Review - It's Still Artastic

Artist: The Styrenes

It's Still Artastic
Label: ROIR
Media: CD
Format: Album
WorkNameSort: It's Still Artastic
One of the surprisingly nice byproducts of the '70s prog-rock trend was the leftist "Rock In Opposition" movement that centered around British bands like Henry Cow and Slapp Happy. Rooted in revolutionary politics and compositional overload, this small klatch of bands was the too-artsy wing of a genre that was already overcooked. But R.I.O. was a decidedly European phenomenon, as America's taste for pretense and socialism had begun to give way to blunt punk politicking by the mid-'70s. However, in Cleveland, Ohio (of all places), the angular peculiarity of R.I.O. took hold, and bands like Pere Ubu, the Electric Eels and The Styrenes wound up being the American wing of the movement.
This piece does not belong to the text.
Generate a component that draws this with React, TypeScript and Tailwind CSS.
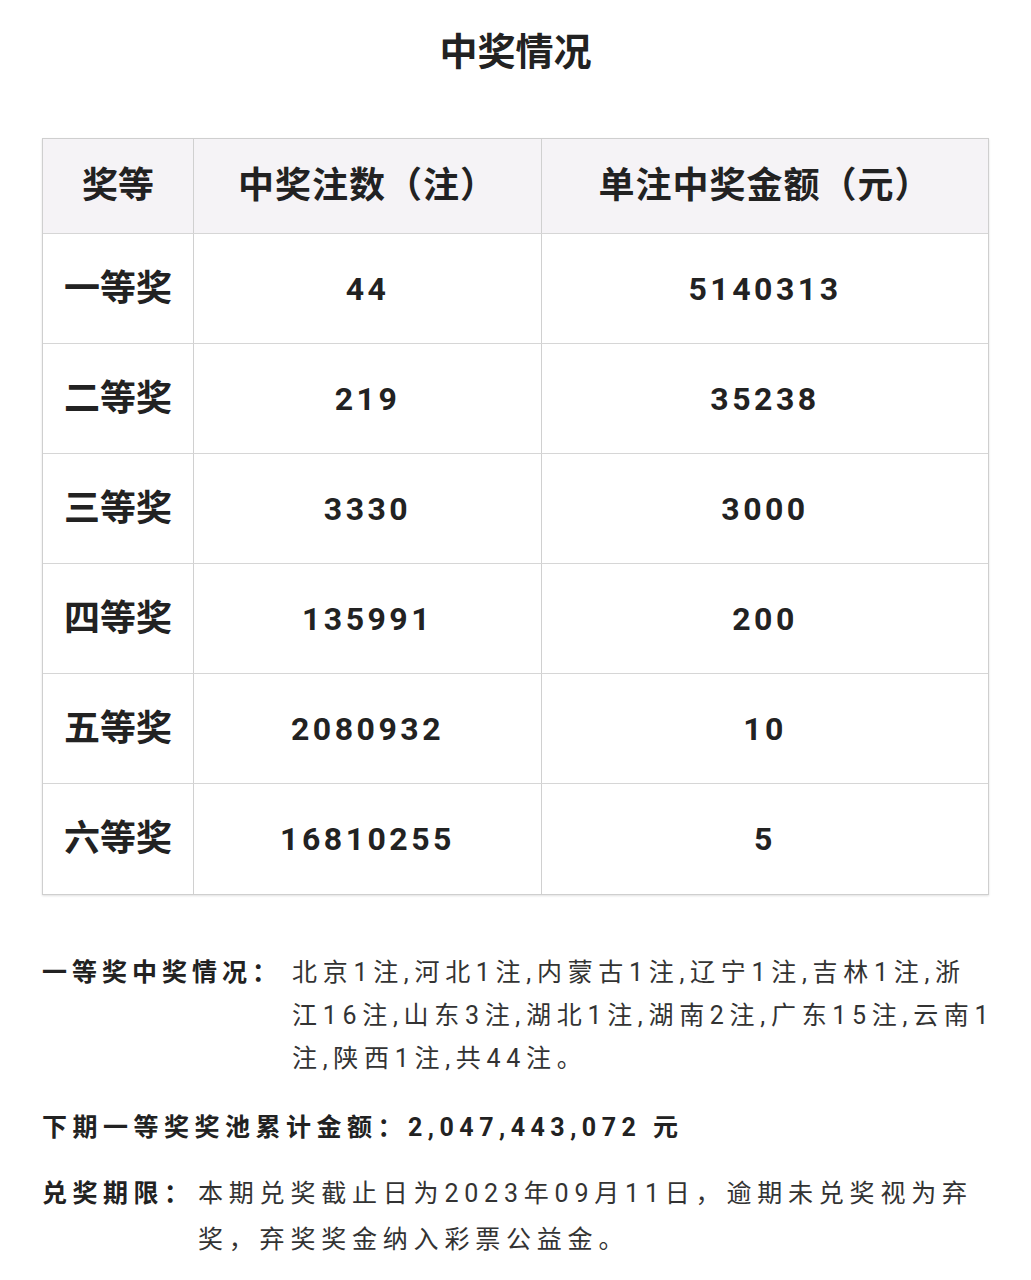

That these self-consciously "difficult" bands were making their way through a local scene enraptured with the brash, primal rock of groups like Rocket From the Tombs and the Dead Boys meant that their oddity was informed by sheer rock power, rather than the classical influences of their European brethren. The Styrenes themselves were less a true band than a rotating cast of musicians centered around Paul Morotta and Jamie Klimek, and the severely off-center attitude of these two meant that any time The Styrenes "happened," something interesting would unfold. Of all the groups in Cleveland, this was certainly the oddest -- and most rockin'. The 27(!) tracks here lay the groundwork for New York's "no wave" counterpoint to '80s post-punk and, covering a period from 1975 to 1998, they show a band that only got more insane with age, always nodding toward punk power but driven by severely looped-out songwriting. Thankfully, ROIR presents a good mix of studio work and lo-fi live recordings on this disc, so it's easy to get a real feel for how overpowering this band could be.